The scam Berezovsky used with regard to Aeroflot can be viewed as a model of oligarch business in the mid-1990s. Fifty-one percent of the Aeroflot shares were state property, so any manipulation with the company was only possible from within. However, it was not for nothing that Berezovsky secured for himself the post of deputy secretary at Russia's Security Council. He used his position to make sure that all the key jobs in Aeroflot were filled with his old-time partners.

Fearing criminal proceedings against him after the power of the Family had begun to wane with the coming of Putin to power, Berezovsky escaped from Russia and settled in the UK. Here, he resorted to his trademark tricks in order to avoid extradition, forcing an unemployed Russian to give evidence that he had been sent to Britain by RF intelligence services to assassinate Berezovsky.

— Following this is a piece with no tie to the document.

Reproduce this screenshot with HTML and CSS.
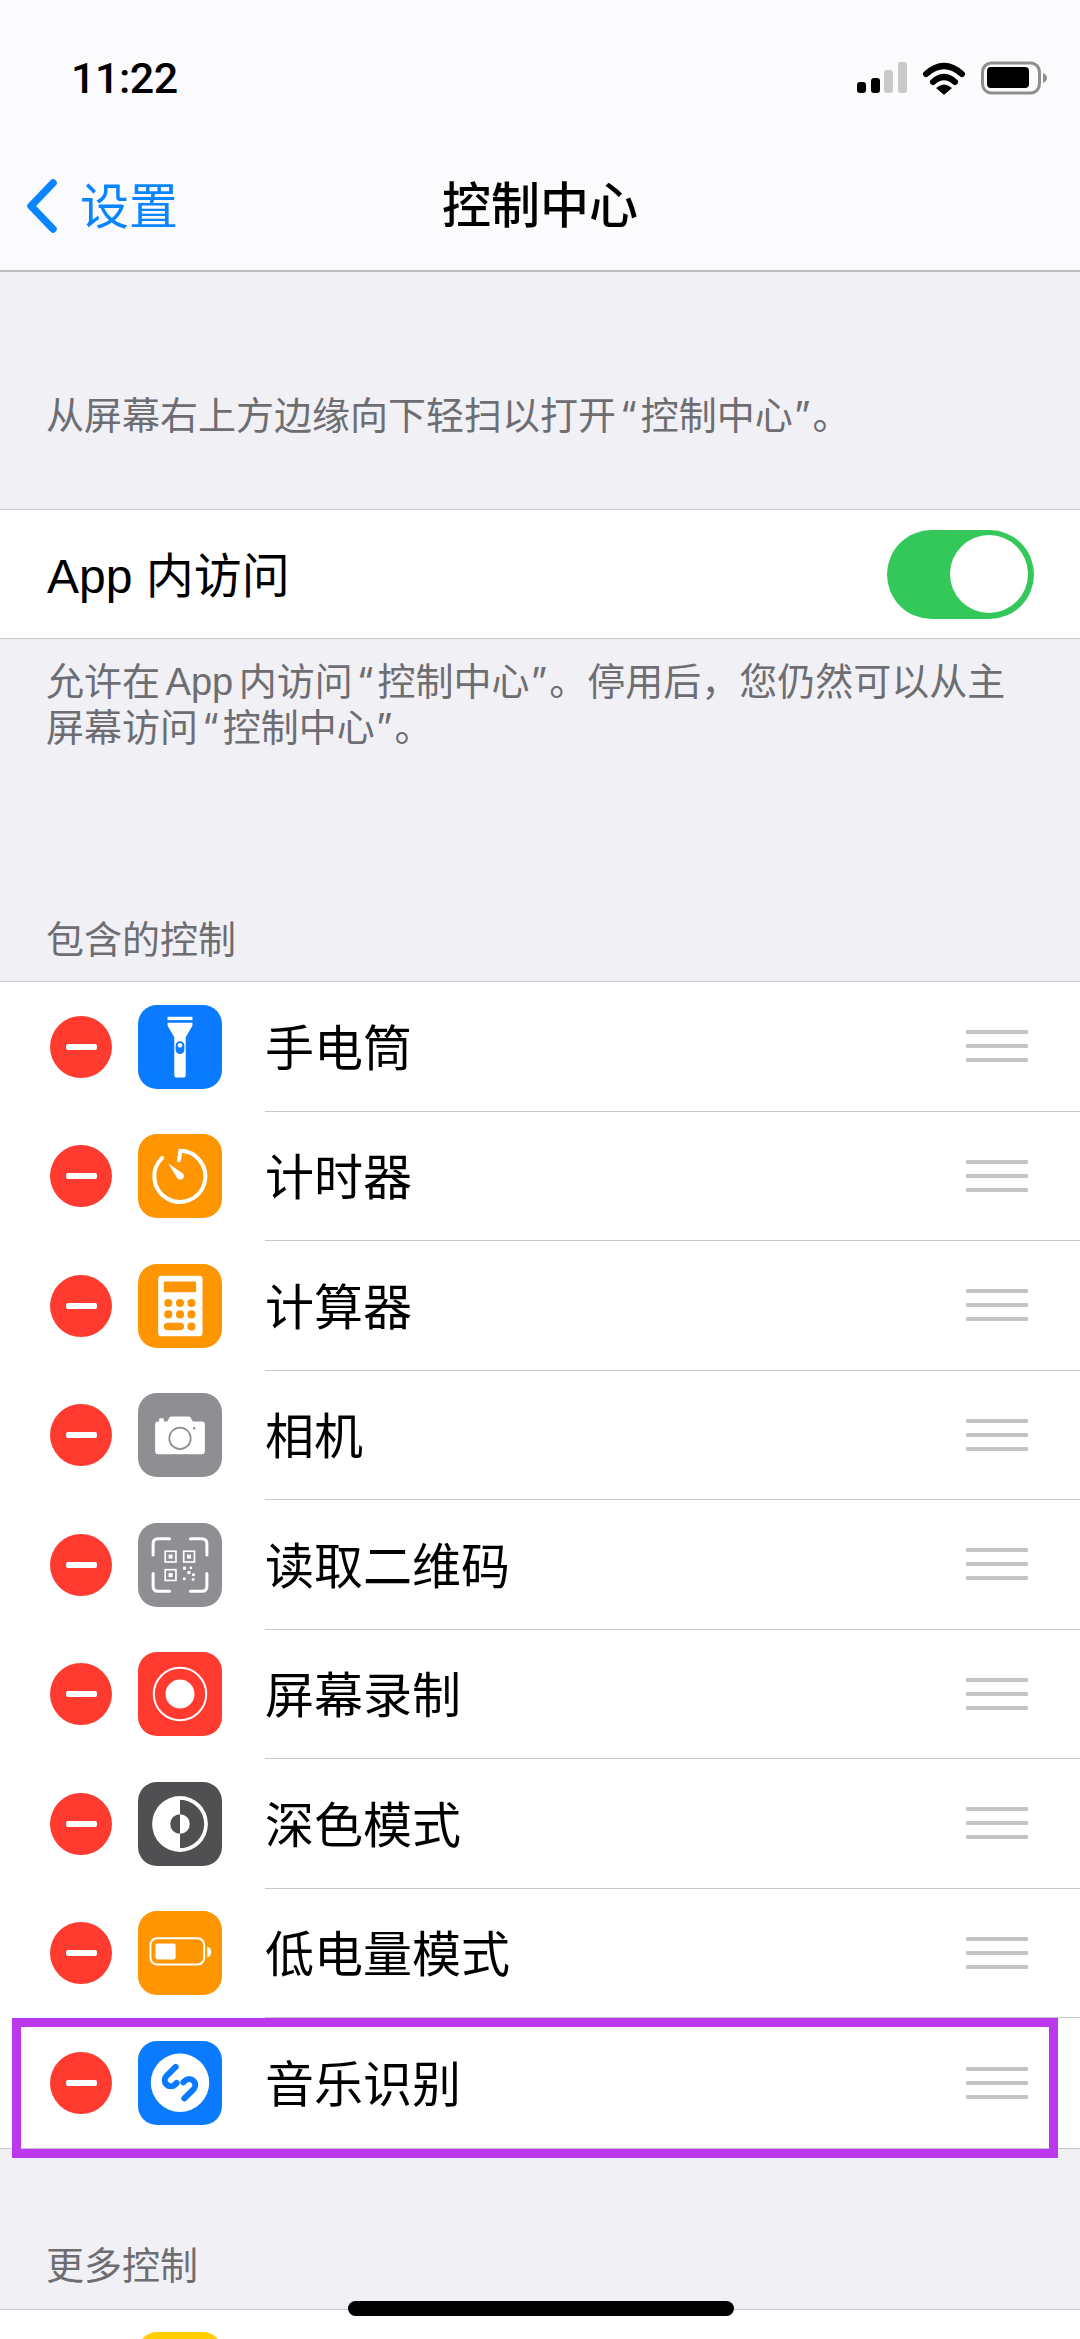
FILE: index.html
```html
<!DOCTYPE html>
<html lang="zh-CN">
<head>
<meta charset="utf-8">
<title>控制中心</title>
<link rel="stylesheet" href="styles.css">
</head>
<body>
<div class="screen">
  <header class="header">
    <div class="status">
      <span class="time">11:22</span>
      <svg class="status-icons" width="190" height="34" viewBox="0 0 190 34">
        <rect x="0" y="21" width="9" height="11" rx="3" fill="#000"/>
        <rect x="14" y="17" width="9" height="15" rx="3" fill="#000"/>
        <rect x="27" y="9" width="9" height="23" rx="3" fill="#c9c9c9"/>
        <rect x="41" y="1" width="9" height="31" rx="3" fill="#c9c9c9"/>
        <path d="M69 13Q87 -3 105 13M76 21Q87 11 98 21" fill="none" stroke="#000" stroke-width="6" stroke-linecap="round"/>
        <path d="M79 27Q87 20 95 27L88 33Q87 34 86 33Z" fill="#000"/>
        <rect x="125.5" y="2" width="57" height="30" rx="9" fill="none" stroke="#8e8e8e" stroke-width="3"/>
        <rect x="130" y="6" width="42" height="21" rx="4" fill="#000"/>
        <path d="M186 12Q190 14 190 17Q190 20 186 22Z" fill="#8e8e8e"/>
      </svg>
    </div>
    <nav class="nav">
      <div class="back">
        <svg class="chevron" width="32" height="54" viewBox="0 0 32 54"><path d="M27 4L5 27L27 50" fill="none" stroke="#0a84ff" stroke-width="7.5" stroke-linecap="round" stroke-linejoin="round"/></svg>
        <span class="back-text">设置</span>
      </div>
      <h1 class="title">控制中心</h1>
      <div></div>
    </nav>
  </header>

  <p class="note intro">从屏幕右上方边缘向下轻扫以打开<span class="q-open">“</span>控制中心<span class="q-close">”</span>。</p>

  <div class="app-row">
    <span class="app-label">App 内访问</span>
    <span class="toggle"><span class="knob"></span></span>
  </div>
  <p class="note foot">允许在 App 内访问<span class="q-open">“</span>控制中心<span class="q-close">”</span>。停用后，您仍然可以从主屏幕访问<span class="q-open">“</span>控制中心<span class="q-close">”</span>。</p>

  <h2 class="note heading first">包含的控制</h2>
  <ul class="list">
    <li class="row">
      <span class="del"></span>
      <svg class="icon blue" viewBox="0 0 250 250">
        <rect x="88" y="35" width="74" height="10" fill="#fff"/>
        <path d="M88 53H162V62L142 96V208Q142 216 134 216H116Q108 216 108 208V96L88 62Z" fill="#fff"/>
        <rect x="112" y="108" width="26" height="38" rx="13" fill="#0a7aff"/>
        <circle cx="125" cy="120" r="7" fill="#fff"/>
      </svg>
      <div class="body"><span class="label">手电筒</span><span class="handle"><i></i><i></i><i></i></span></div>
    </li>
    <li class="row">
      <span class="del"></span>
      <svg class="icon orange" viewBox="0 0 250 250">
        <path d="M122 78L126 50A76 76 0 1 1 72 71" fill="none" stroke="#fff" stroke-width="12" stroke-linecap="round"/>
        <path d="M90 88L133 117A11 11 0 1 1 117 132Z" fill="#fff"/>
      </svg>
      <div class="body"><span class="label">计时器</span><span class="handle"><i></i><i></i><i></i></span></div>
    </li>
    <li class="row">
      <span class="del"></span>
      <svg class="icon orange" viewBox="0 0 250 250">
        <rect x="60" y="35" width="132" height="180" rx="10" fill="#fff"/>
        <rect x="77" y="52" width="96" height="32" rx="4" fill="#ff9500"/>
        <g fill="#ff9500">
          <circle cx="90" cy="116" r="12"/><circle cx="125" cy="116" r="12"/><circle cx="159" cy="116" r="12"/>
          <circle cx="90" cy="150" r="12"/><circle cx="125" cy="150" r="12"/><circle cx="159" cy="150" r="12"/>
          <rect x="77" y="175" width="60" height="22" rx="11"/><circle cx="159" cy="186" r="12"/>
        </g>
      </svg>
      <div class="body"><span class="label">计算器</span><span class="handle"><i></i><i></i><i></i></span></div>
    </li>
    <li class="row">
      <span class="del"></span>
      <svg class="icon gray" viewBox="0 0 250 250">
        <path d="M62 85H63V78Q63 75 66 75H74Q77 75 77 78V85H87L93 74Q95 70 100 70H150Q155 70 157 74L163 85H190Q199 85 199 94V173Q199 182 190 182H60Q51 182 51 173V94Q51 85 60 85Z" fill="#fff"/>
        <circle cx="125" cy="135" r="32" fill="#fff" stroke="#8e8e93" stroke-width="5"/>
        <circle cx="167" cy="105" r="3.5" fill="#8e8e93"/>
      </svg>
      <div class="body"><span class="label">相机</span><span class="handle"><i></i><i></i><i></i></span></div>
    </li>
    <li class="row">
      <span class="del"></span>
      <svg class="icon gray" viewBox="0 0 250 250">
        <path d="M45 95V62Q45 47 60 47H94M156 47H190Q205 47 205 62V95M205 150V188Q205 203 190 203H156M94 203H60Q45 203 45 188V150" fill="none" stroke="#fff" stroke-width="9" stroke-linecap="round"/>
        <g fill="none" stroke="#fff" stroke-width="5">
          <rect x="81" y="84" width="32" height="32"/><rect x="136" y="84" width="32" height="32"/><rect x="81" y="139" width="32" height="32"/>
        </g>
        <g fill="#fff">
          <rect x="91" y="94" width="12" height="12"/><rect x="146" y="94" width="12" height="12"/><rect x="91" y="149" width="12" height="12"/>
          <rect x="134" y="130" width="9" height="9"/><rect x="154" y="130" width="7" height="7"/><rect x="147" y="143" width="9" height="9"/><rect x="161" y="150" width="8" height="8"/><rect x="134" y="162" width="8" height="8"/><rect x="160" y="164" width="8" height="8"/>
        </g>
      </svg>
      <div class="body"><span class="label">读取二维码</span><span class="handle"><i></i><i></i><i></i></span></div>
    </li>
    <li class="row">
      <span class="del"></span>
      <svg class="icon red" viewBox="0 0 250 250">
        <circle cx="125" cy="125" r="78" fill="none" stroke="#fff" stroke-width="6"/>
        <circle cx="125" cy="125" r="43" fill="#fff"/>
      </svg>
      <div class="body"><span class="label">屏幕录制</span><span class="handle"><i></i><i></i><i></i></span></div>
    </li>
    <li class="row">
      <span class="del"></span>
      <svg class="icon dark" viewBox="0 0 250 250">
        <circle cx="125" cy="125" r="83" fill="#fff"/>
        <path d="M125 53A72 72 0 0 1 125 197Z" fill="#505052"/>
        <circle cx="125" cy="125" r="29" fill="#fff"/>
        <path d="M125 96A29 29 0 0 0 125 154Z" fill="#505052"/>
      </svg>
      <div class="body"><span class="label">深色模式</span><span class="handle"><i></i><i></i><i></i></span></div>
    </li>
    <li class="row">
      <span class="del"></span>
      <svg class="icon orange" viewBox="0 0 250 250">
        <rect x="37" y="81" width="160" height="78" rx="20" fill="none" stroke="#fff" stroke-width="6"/>
        <rect x="52" y="97" width="60" height="47" rx="6" fill="#fff"/>
        <path d="M206 106Q218 110 218 122Q218 134 206 139Z" fill="#fff"/>
      </svg>
      <div class="body"><span class="label">低电量模式</span><span class="handle"><i></i><i></i><i></i></span></div>
    </li>
    <li class="row marked">
      <span class="del"></span>
      <svg class="icon blue" viewBox="0 0 250 250">
        <circle cx="125" cy="124" r="87" fill="#fff"/>
        <path d="M112 77L85 104A18 18 0 0 0 110.5 129.5L115 125M138 171L165 144A18 18 0 0 0 139.5 118.5L135 123" fill="none" stroke="#0a7aff" stroke-width="18" stroke-linecap="round"/>
      </svg>
      <div class="body last"><span class="label">音乐识别</span><span class="handle"><i></i><i></i><i></i></span></div>
      <span class="frame"></span>
    </li>
  </ul>

  <h2 class="note heading more">更多控制</h2>
  <div class="list peek">
    <span class="icon yellow"></span>
  </div>

  <span class="home"></span>
</div>
</body>
</html>
```
FILE: styles.css
```css
* { box-sizing: border-box; }
html, body { margin: 0; padding: 0; }
body {
  width: 1080px;
  height: 2339px;
  overflow: hidden;
  background: #f0f0f5;
  font-family: "Liberation Sans", "Noto Sans CJK SC", sans-serif;
  color: #000;
}
.screen { position: relative; width: 1080px; height: 2339px; overflow: hidden; }

.header { background: #fbfbfd; border-bottom: 2px solid #bdbdc1; height: 272px; }
.status {
  height: 156px;
  display: flex;
  align-items: center;
  justify-content: space-between;
  padding: 0 33px 0 71px;
}
.time { font-family: Roboto, sans-serif; font-weight: 500; font-size: 43px; letter-spacing: -0.5px; }
.status-icons { display: block; }

.nav {
  height: 114px;
  padding: 0 0 14px;
  display: grid;
  grid-template-columns: 1fr auto 1fr;
  align-items: center;
}
.back { display: flex; align-items: center; gap: 22px; padding-left: 26px; color: #0a84ff; font-size: 49px; line-height: 1; }
.back-text { padding-top: 2px; }
.chevron { display: block; }
.title { margin: 0; font-size: 49px; font-weight: 500; line-height: 1; }

.note { margin: 0; color: #6d6d72; font-size: 38px; font-weight: 400; line-height: 46px; padding: 0 48px 0 46px; word-spacing: -5px; }
.q-open { font-family: Inter, sans-serif; line-height: 0; margin: 0 4px 0 4px; }
.q-close { font-family: Inter, sans-serif; line-height: 0; margin: 0 2px 0 1px; }
.intro { padding-top: 121px; padding-bottom: 70px; }
.foot { padding-top: 20px; }
.heading.first { padding-top: 166px; padding-bottom: 18px; }
.heading.more { padding-top: 94px; padding-bottom: 20px; }

.app-row {
  height: 130px;
  background: #fff;
  border-top: 1px solid #c8c8cc;
  border-bottom: 1px solid #c8c8cc;
  display: flex;
  align-items: center;
  justify-content: space-between;
  padding: 0 46px 0 47px;
}
.app-label { font-size: 48px; line-height: 1; padding-top: 5px; }
.toggle {
  width: 147px;
  height: 89px;
  border-radius: 45px;
  background: #34c759;
  display: flex;
  align-items: center;
  justify-content: flex-end;
  padding-right: 6px;
}
.knob { width: 78px; height: 78px; border-radius: 50%; background: #fff; }

.list {
  list-style: none;
  margin: 0;
  padding: 0;
  background: #fff;
  border-top: 1px solid #c8c8cc;
  border-bottom: 1px solid #c8c8cc;
}
.row {
  position: relative;
  height: 129.5px;
  display: flex;
  align-items: center;
  padding-left: 50px;
}
.del {
  flex: none;
  width: 62px;
  height: 62px;
  border-radius: 50%;
  background: #ff3b30;
  margin-right: 26px;
  display: flex;
  align-items: center;
  justify-content: center;
}
.del::before { content: ""; width: 31px; height: 6px; border-radius: 2px; background: #fff; }
.icon { flex: none; display: block; width: 84px; height: 84px; border-radius: 19px; margin-right: 43px; }
.blue { background: #0a7aff; }
.orange { background: #ff9500; }
.gray { background: #8e8e93; }
.red { background: #ff3b30; }
.dark { background: #505052; }
.yellow { background: #ffcc00; }
.body {
  flex: 1;
  align-self: stretch;
  display: flex;
  align-items: center;
  justify-content: space-between;
  border-bottom: 1px solid #c8c8cc;
  padding: 0 52px 0 0;
}
.body.last { border-bottom: 0; }
.label { font-size: 49px; line-height: 1; padding-top: 6px; }
.handle { display: flex; flex-direction: column; gap: 10px; }
.handle i { display: block; width: 62px; height: 4px; border-radius: 1px; background: #c4c4c6; }

.frame {
  position: absolute;
  left: 12px;
  top: 0;
  width: 1046px;
  height: 140px;
  border: 9px solid #bc38ee;
}
.peek { padding: 22px 0 0 138px; height: 160px; }
.home {
  position: absolute;
  left: 348px;
  top: 2301px;
  width: 386px;
  height: 15px;
  border-radius: 8px;
  background: #000;
}
```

A British judge granted Berezovsky political asylum on the strength of a tape recording, mostly forged, of a conversation with that unemployed person.

One of the latest criminal cases against Berezovsky was about plotting forcible seizure of power in Russia. The Western media alleged that the case rested on little more than a few words by Berezovsky. Indeed, the reason for instigating criminal proceedings against him was Berezovsky's interview that appeared on the France Press and Ekho Moskvy websites. The oligarch described how he and his associates had been preparing to seize power in Russia for the last 18 months. That time, the Home Office issued a stern warning to Berezovsky, and in other interviews Berezovsky explained that he had merely meant "taking over power" and intended to resort strictly to legal levers. But the office of the RF Prosecutor General insists that they have evidence of Berezovsky funding various organizations whose avowed goal is the overthrow of constitutional authority in Russia.

In the West, Berezovsky is mostly billed as a "critic of the Kremlin" - language that instantly justifies support for him among the routinely Russophobic politicians and media. In Russia, this sort of characterization automatically evokes in any right-thinking individual Ivan Krylov's fable of the cur and the elephant.